In Bagley v. Mount Bachelor, Inc., 340 P.3d 27 (Or. 2014), a young man was injured while snowboarding on the defendant's privately owned mountain. The snowboarder crashed while going off of a jump located in the "Air Chamber" in the resort's freestyle terrain park. The accident resulted in severe injury and permanent paralysis. See generally Park & Ride: Mt. Bachelor, Oregon., TransWorld SNOWboarding
(Apr. 30, 2004), (for description of the Air Chamber.) The defendant moved for summary judgment, and won, based on a signed waiver. Oregon's Supreme Court reversed, however, finding that the unequivocal release signed by the plaintiff violated public policy.
Unlike many previous courts, the Oregon Supreme Court did not think it significant that the plaintiff could have negated all risks by not snowboarding at the defendant's facility. Instead, the court concluded that the resort owner was in a superior bargaining position because the plaintiff had "no meaningful alternative to defendant's take-it-or-leave-it terms if he wanted to participate in downhill snowboarding." Id. at 562.
The court's themes in Bagley merit attention. First, the snowboarder was injured in a terrain park, while unsuccessfully attempting a "human-made jump," and he alleged negligence in "designing, constructing, maintaining, and inspecting the jump." Id. at 548. The fact that the jump was constructed by the ski company was critical to the result. The court relied heavily on the ski company's duty of reasonable care "to avoid creating risks of harm to its business invitees." Id. at 565.
This reasoning suggests that the result would have been different if the plaintiff had injured himself on a naturally-occurring hazard. Of course, since almost all ski resorts now include terrain parks in their list of attractions, this reasoning essentially establishes two separate classes of skiers and snowboarders: those who choose to ride manmade portions of the park and those who do not. Perversely, this division essentially immunizes the biggest risk-takers from the release of liability contained in the release agreement they are forced to sign.
In addition to applying premises-liability principles to undermine the ski resort's exculpatory agreement, Bagley also cited the high rates of participation in skiing and snowboarding.
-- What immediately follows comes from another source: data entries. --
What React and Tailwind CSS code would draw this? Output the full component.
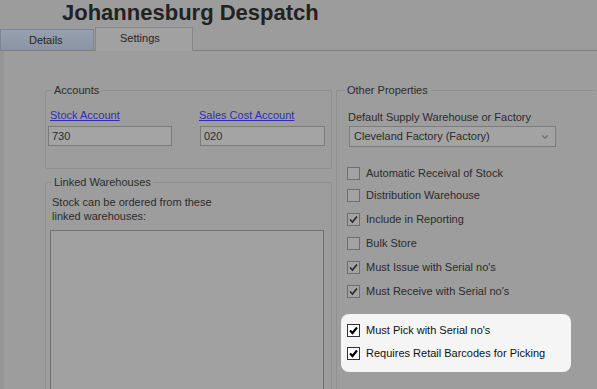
import { ChevronDown } from 'lucide-react'

function Check({ checked, bright }) {
  return (
    <span
      className={`flex h-[13px] w-[13px] shrink-0 items-center justify-center border ${
        bright ? 'border-[#333] bg-white' : 'border-[#6e6e6e] bg-[#a3a3a3]'
      }`}
    >
      {checked && (
        <svg width="11" height="11" viewBox="0 0 11 11">
          <path
            d="M2 5.5 L4.5 8 L9 2.5"
            fill="none"
            stroke={bright ? '#000' : '#2a2a2a'}
            strokeWidth={bright ? 2.2 : 1.7}
          />
        </svg>
      )}
    </span>
  )
}

function CheckRow({ label, checked, bright, className = '' }) {
  return (
    <div className={`flex h-[13px] items-center ${className}`}>
      <Check checked={checked} bright={bright} />
      <span
        className={`ml-[6px] whitespace-nowrap text-[11px] leading-[13px] ${
          bright ? 'text-[#111]' : 'text-[#2b2b2b]'
        }`}
      >
        {label}
      </span>
    </div>
  )
}

const dimRows = [
  { label: 'Automatic Receival of Stock', checked: false, mt: 'mt-[20px]' },
  { label: 'Distribution Warehouse', checked: false, mt: 'mt-[9px]' },
  { label: 'Include in Reporting', checked: true, mt: 'mt-[11px]' },
  { label: 'Bulk Store', checked: false, mt: 'mt-[11px]' },
  { label: "Must Issue with Serial no's", checked: true, mt: 'mt-[11px]' },
  { label: "Must Receive with Serial no's", checked: true, mt: 'mt-[11px]' },
]

export default function App() {
  return (
    <div className="flex h-[389px] w-[597px] flex-col overflow-hidden bg-[#9c9c9c] font-['Liberation_Sans',Arial,sans-serif] text-[#2b2b2b]">
      <div className="h-[27px] shrink-0 pl-[62px]">
        <h1 className="text-[22px] font-bold leading-[26px] text-[#222]">Johannesburg Despatch</h1>
      </div>

      <div className="flex h-[24px] shrink-0 items-end border-b border-[#7e7e7e]">
        <div className="h-[21px] w-[94px] border border-b-0 border-[#7c8696] bg-gradient-to-b from-[#97a1ae] to-[#8a94a2] pl-[28px] pt-[4px] text-[11px] leading-[13px] text-[#262626]">
          Details
        </div>
        <div className="relative -mb-px ml-[1px] h-[24px] w-[98px] border border-b-0 border-[#868686] bg-[#a1a1a1] pl-[24px] pt-[4px] text-[11px] leading-[13px] text-[#262626]">
          Settings
        </div>
      </div>

      <div className="flex min-h-0 flex-1 border-l-[4px] border-[#959595] bg-[#9d9d9d]">
        <div className="w-[332px] shrink-0 pl-[41px]">
          <fieldset className="mt-[33px] h-[85px] w-[287px] rounded-[2px] border border-[#909090]">
            <legend className="ml-[6px] px-[2px] text-[11px] leading-[13px]">Accounts</legend>
            <div className="mt-[12px] flex pl-[2px]">
              <div className="w-[124px]">
                <a className="block pl-[2px] text-[11px] leading-[13px] text-[#2d2dba] underline">Stock Account</a>
                <div className="mt-[4px] h-[20px] border border-[#7a7a7a] bg-[#a4a4a4] pl-[3px] text-[11px] leading-[18px]">730</div>
              </div>
              <div className="ml-[28px] w-[125px]">
                <a className="-ml-[1px] block text-[11px] leading-[13px] text-[#2d2dba] underline">Sales Cost Account</a>
                <div className="mt-[4px] h-[20px] border border-[#7a7a7a] bg-[#a4a4a4] pl-[3px] text-[11px] leading-[18px]">020</div>
              </div>
            </div>
          </fieldset>

          <fieldset className="mt-[7px] h-[260px] w-[287px] rounded-[2px] border border-[#909090]">
            <legend className="ml-[6px] px-[2px] text-[11px] leading-[13px]">Linked Warehouses</legend>
            <p className="mt-[6px] pl-[6px] text-[11px] leading-[14px]">
              Stock can be ordered from these
              <br />
              linked warehouses:
            </p>
            <div className="ml-[4px] mt-[7px] h-[200px] w-[274px] border border-[#707070] bg-[#a1a1a1]" />
          </fieldset>
        </div>

        <fieldset className="mt-[33px] h-[320px] flex-1 rounded-[2px] border border-r-0 border-[#909090]">
          <legend className="ml-[8px] px-[2px] text-[11px] leading-[13px]">Other Properties</legend>
          <div className="mt-[14px] pl-[11px] text-[11px] leading-[13px]">Default Supply Warehouse or Factory</div>
          <div className="ml-[12px] mt-[2px] flex h-[21px] w-[207px] items-center justify-between border border-[#7c7c7c] bg-[#a3a3a3] pl-[4px] pr-[5px] text-[11px]">
            <span>Cleveland Factory (Factory)</span>
            <ChevronDown size={10} strokeWidth={3} className="text-[#707070]" />
          </div>

          <div className="pl-[10px]">
            {dimRows.map((row) => (
              <CheckRow key={row.label} label={row.label} checked={row.checked} className={row.mt} />
            ))}
          </div>

          <div className="ml-[4px] mt-[16px] w-[230px] rounded-[8px] bg-[#f5f5f5] pb-[12px] pl-[6px] pt-[10px]">
            <CheckRow label="Must Pick with Serial no's" checked bright />
            <CheckRow label="Requires Retail Barcodes for Picking" checked bright className="mt-[10px]" />
          </div>
        </fieldset>
      </div>
    </div>
  )
}
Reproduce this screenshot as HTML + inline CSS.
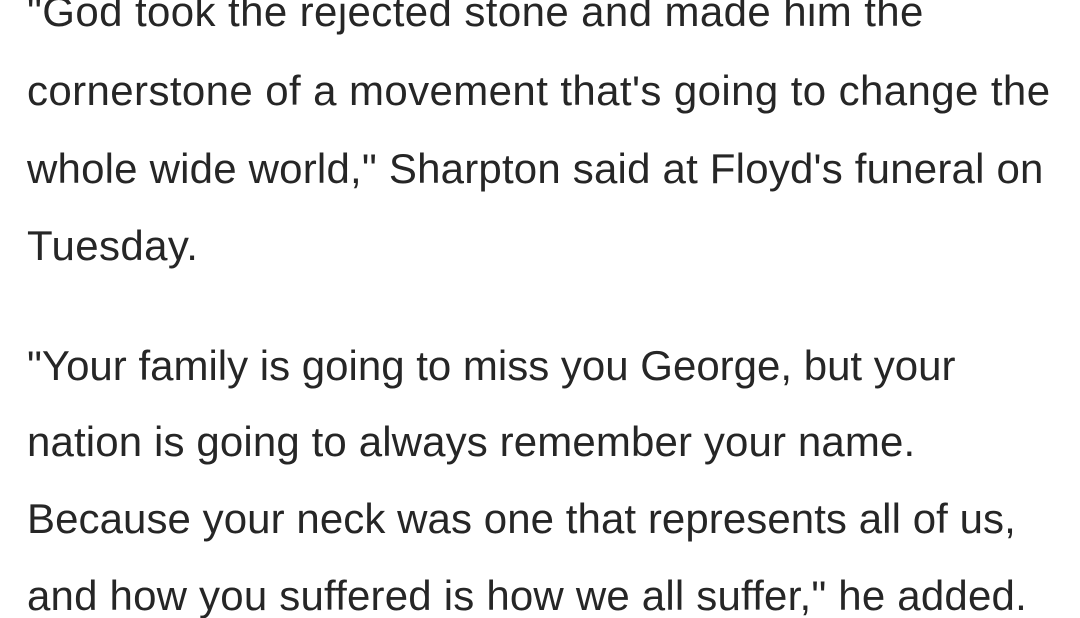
<!DOCTYPE html>
<html><head><meta charset="utf-8"><style>
html,body{margin:0;padding:0;background:#fff;width:1080px;height:618px;overflow:hidden;position:relative}
.l{position:absolute;left:27px;font-family:"Liberation Sans",Arial,sans-serif;font-size:42px;line-height:78px;height:78px;color:#262626;white-space:nowrap;letter-spacing:0.4px}
</style></head><body>
<div class="l" style="top:-27px">"God took the rejected stone and made him the</div>
<div class="l" style="top:52px">cornerstone of a movement that's going to change the</div>
<div class="l" style="top:130px;letter-spacing:0.2px">whole wide world," Sharpton said at Floyd's funeral on</div>
<div class="l" style="top:207px">Tuesday.</div>
<div class="l" style="top:327px;letter-spacing:0px">"Your family is going to miss you George, but your</div>
<div class="l" style="top:403px;letter-spacing:0.13px">nation is going to always remember your name.</div>
<div class="l" style="top:480px;letter-spacing:0.07px">Because your neck was one that represents all of us,</div>
<div class="l" style="top:557px;letter-spacing:0.2px">and how you suffered is how we all suffer," he added.</div>
</body></html>
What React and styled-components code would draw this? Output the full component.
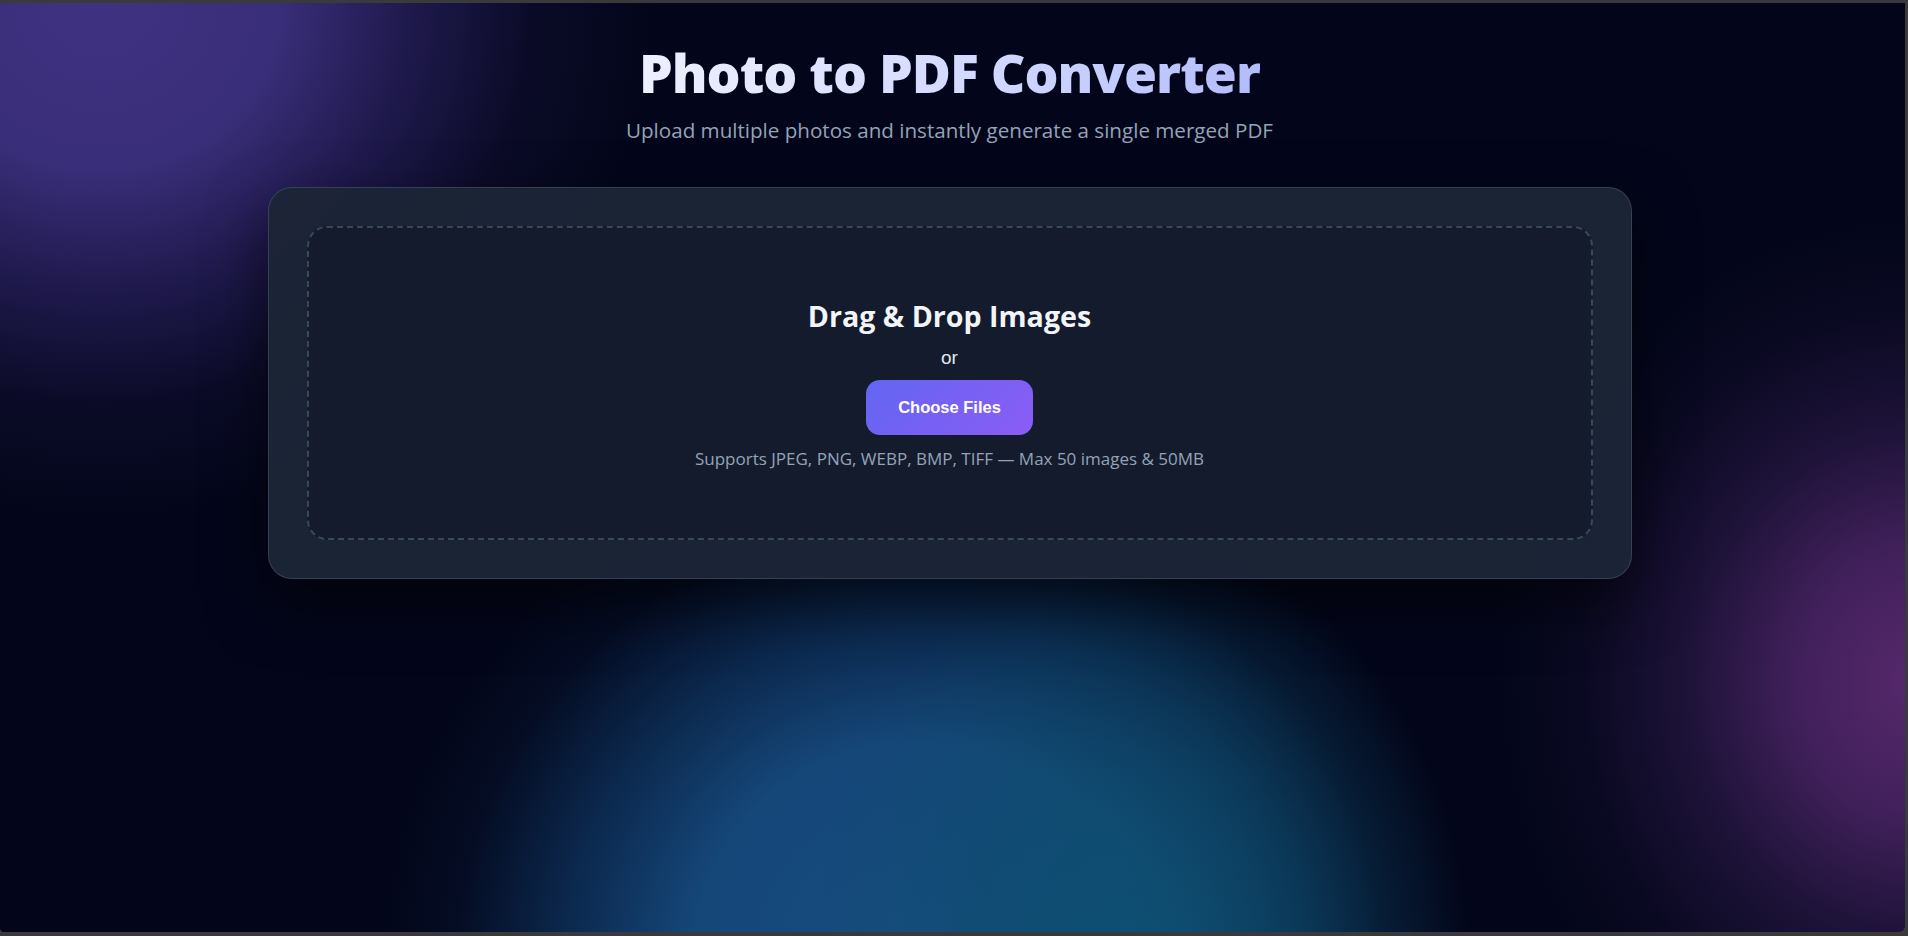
import React from 'react';
import styled, { createGlobalStyle } from 'styled-components';

const GlobalStyle = createGlobalStyle`
  html, body {
    margin: 0;
    padding: 0;
    height: 100%;
    background: #3a3a3c;
  }
  body {
    font-family: "Liberation Sans", Arial, sans-serif;
  }
  #root {
    height: 100%;
  }
`;

export default function App() {
  return (
    <>
      <GlobalStyle />
      <Frame>
        <Page>
          <Header>
            <Title>Photo to PDF Converter</Title>
            <Subtitle>Upload multiple photos and instantly generate a single merged PDF</Subtitle>
          </Header>
          <Card>
            <DropZone>
              <DropTitle>Drag &amp; Drop Images</DropTitle>
              <Or>or</Or>
              <ChooseButton>Choose Files</ChooseButton>
              <Hint>Supports JPEG, PNG, WEBP, BMP, TIFF — Max 50 images &amp; 50MB</Hint>
            </DropZone>
          </Card>
        </Page>
      </Frame>
    </>
  );
}

const Frame = styled.div`
  height: 100%;
  box-sizing: border-box;
  padding: 3px 3px 4px 0;
  display: flex;
`;

// glow blobs are painted as radial gradients on the page itself
const Page = styled.main`
  flex: 1;
  border-radius: 0 0 6px 4px;
  overflow: hidden;
  display: flex;
  flex-direction: column;
  align-items: center;
  padding: 36px 6px 0 0;
  background-color: #03061a;
  background-image:
    radial-gradient(ellipse 560px 520px at 100px 0px, rgba(63, 50, 130, 1) 0%, rgba(60, 48, 126, 0.95) 32%, rgba(46, 36, 104, 0.65) 55%, rgba(26, 20, 66, 0.3) 78%, rgba(10, 10, 40, 0) 100%),
    radial-gradient(ellipse 420px 470px at 1915px 680px, rgba(86, 40, 108, 1) 0%, rgba(76, 37, 102, 0.85) 28%, rgba(50, 28, 80, 0.55) 55%, rgba(28, 17, 54, 0.25) 80%, rgba(20, 12, 40, 0) 100%),
    radial-gradient(ellipse 330px 420px at 1140px 960px, rgba(12, 82, 112, 0.8) 0%, rgba(12, 78, 108, 0.5) 50%, rgba(8, 50, 80, 0) 100%),
    radial-gradient(ellipse 540px 500px at 920px 950px, rgba(23, 76, 128, 1) 0%, rgba(22, 74, 126, 0.95) 42%, rgba(16, 58, 104, 0.65) 66%, rgba(8, 28, 58, 0.28) 86%, rgba(5, 15, 40, 0) 100%);
`;

const Header = styled.header`
  display: flex;
  flex-direction: column;
  align-items: center;
  gap: 9px;
  margin-bottom: 43px;
`;

const Title = styled.h1`
  margin: 0;
  font-family: "Open Sans", "Noto Sans", sans-serif;
  font-weight: 800;
  font-size: 53.5px;
  line-height: 68px;
  letter-spacing: -1px;
  background: linear-gradient(90deg, #eef0ff 0%, #d3d9ff 55%, #b3bcfc 100%);
  -webkit-background-clip: text;
  background-clip: text;
  color: transparent;
`;

const Subtitle = styled.p`
  margin: 0;
  font-family: "Open Sans", "Noto Sans", sans-serif;
  font-size: 20.6px;
  line-height: 28px;
  color: #94a3b8;
`;

const Card = styled.section`
  width: 1364px;
  box-sizing: border-box;
  padding: 38px;
  border-radius: 24px;
  border: 1px solid rgba(148, 163, 184, 0.22);
  background: linear-gradient(135deg, rgba(28, 37, 54, 0.97), rgba(27, 37, 55, 0.97));
  box-shadow: 0 24px 60px rgba(0, 0, 0, 0.55);
`;

const DropZone = styled.div`
  box-sizing: border-box;
  height: 314px;
  border: 2px dashed #3a475b;
  border-radius: 20px;
  background: #141b2d;
  display: flex;
  flex-direction: column;
  align-items: center;
  padding-top: 71px;
`;

const DropTitle = styled.h3`
  margin: 0;
  font-family: "Open Sans", "Noto Sans", sans-serif;
  font-weight: 700;
  font-size: 28.6px;
  line-height: 34px;
  color: #f1f5f9;
`;

const Or = styled.p`
  margin: 14px 0 0;
  font-size: 19px;
  line-height: 22px;
  color: #e2e8f0;
`;

const ChooseButton = styled.button`
  margin-top: 11px;
  width: 167px;
  height: 55px;
  border: none;
  border-radius: 14px;
  background: linear-gradient(135deg, #6366f1, #8b5cf6);
  color: #ffffff;
  font-family: "Liberation Sans", Arial, sans-serif;
  font-weight: 700;
  font-size: 16.5px;
  cursor: pointer;
`;

const Hint = styled.p`
  margin: 12px 0 0;
  font-family: "Open Sans", "Noto Sans", sans-serif;
  font-size: 17px;
  line-height: 24px;
  color: #94a3b8;
`;
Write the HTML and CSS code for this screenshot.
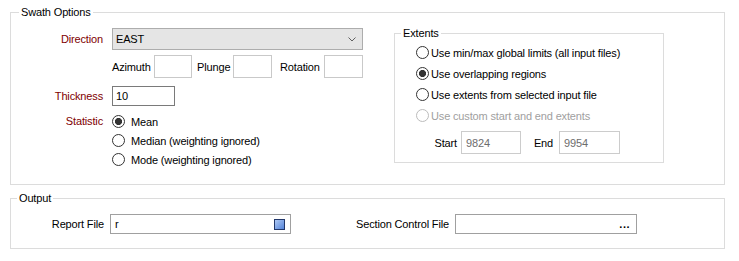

High rates of participation helped the court invalidate the agreement. The court observed that a ski resort is "open to the general public virtually without restriction, and large numbers of skiers and snowboarders regularly avail themselves of its facilities." Id. at 568. This fact, in light of the "limited number of ski areas that provide downhill skiing and snow-boarding opportunities in Oregon, and the generality of the use of similar releases among that limited commercial cohort," was ultimately central to the conclusion that the release in question violated public policy. Id. at 562.
In short, the combination of two factors, the popularity of the snow sports and the added dangers presented by the creation and maintenance of terrain park obstacles, led the court to conclude that the release of liability violates public policy. In essence, the court found it inequitable for the ski company to invite large numbers of people to a hazard it created, and then disclaim any liability for resulting injuries.
While Bagley can be viewed as an outlier, it may also signal a course correction in response to wider participation and increasing injuries in extreme sports. As participation in extreme sports becomes more common, we may see more courts viewing anticipatory releases like Oregon's Supreme Court, focusing less on the voluntary, recreational nature of the activity and more on the specific equities. This would obviously create greater uncertainty for the providers and organizers of extreme sport experiences and likely prompt new strategies for limiting their liability.
One way to limit the impact of decisions like Bagley would be to require a separate release for terrain parks and other man-made obstacles, similar to the registration requirements for amateur ski racing venues. How Do I Register to Race? Nastar.com. Such waivers have been upheld in the racing context. See Collins v. Schweitzer, Inc., 774 F. Supp. 1253, 1263 (D. Idaho 1991); cf. Rowan v. Vail Holdings, Inc., 31 F. Supp. 2d 889, 898 (D. Colo. 1998) (finding that racing release violated public policy, but opining that "if the skiing were recreational in nature only, I don't think that the release would have been entered into unfairly since Rowan could simply have gone somewhere else to ski or chosen not to ski").
In other words, for skiing and snowboarding—nearly ubiquitous in many areas of the country—separating the more "extreme" aspects of the sport may help insulate providers from liability for the injuries.
On the other hand, the Bagley rationale does not bode well for sponsors of all those extreme sports that rely heavily on manmade tracks and terrain. Virtually any motocross park, for example, is at least partially designed or constructed to add jumps and bumps. Skateboard parks often are designed to give participants smooth half-pipes and faux rails. Even bike trails can be designed or constructed in some respects to add challenges to already challenging natural terrain. And one brand new category of extreme sports, military or adventure-style races, is totally fabricated. Participants in these so-called "Spartan" events often face unreasonably tough running terrain and seriously dangerous obstacles like fires and barbed wire fences. Some of these participants are being seriously injured, and a few have died. Can lawsuits be far behind?